The key takeaways from the Powell press conference is that he still feels that policy is accommodative, even though the Fed removed the word accommodative from their statement. The market decided to take a punt on a stronger dollar at the start of this press conference, however, in our view this meeting is mostly neutral for the dollar.
One thing is for sure, Fed chair Powell is not going to be pressured into cutting rates on the back of President Trump’s preference for lower rates. In fact, today’s meeting is a clear signal that rates are moving higher in the coming months, including in December. Expectations for a rate hike from the Fed has jumped from 75% immediately before the Fed meeting to over 78% currently, according to the CME’s Fedwatch tool.
Why the dollar spike may not last
This may be enough to drag the USD higher for 50-100 pips, but it is not enough to drive the dollar significantly higher in the next 24 – 48 hours. Added to our view that this meeting may not be enough to drive the dollar higher in the longer term is Treasury yields, which have moved higher in the immediate aftermath of the meeting, but remain below the day’s high of 3.10%. As a caveat to this, if we do see US 10-year yields rise above 3.10% this week then we believe that could be a powerful driver of the dollar in the next few days, until that is happen we believe that dollar rallies could be faded.

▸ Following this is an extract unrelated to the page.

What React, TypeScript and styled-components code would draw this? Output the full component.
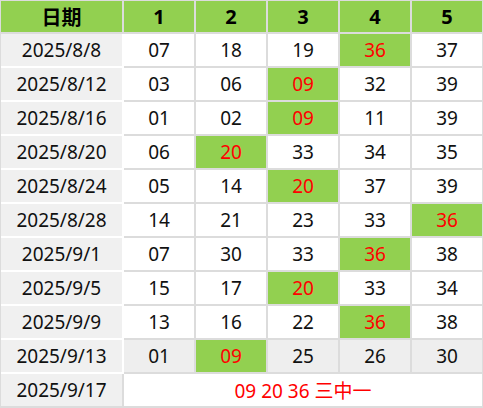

On a final note, Powell managed to be diplomatic when asked about global trade wars triggered by President Trump. He did say that the Fed is hearing a “chorus of concerns’ from US businesses, however, the impact is not measurable right now. This suggests that trade wars may take a while to filter through to US GDP, and the Fed may be a little too pessimistic about Q4 GDP (see previous note for a larger explanation).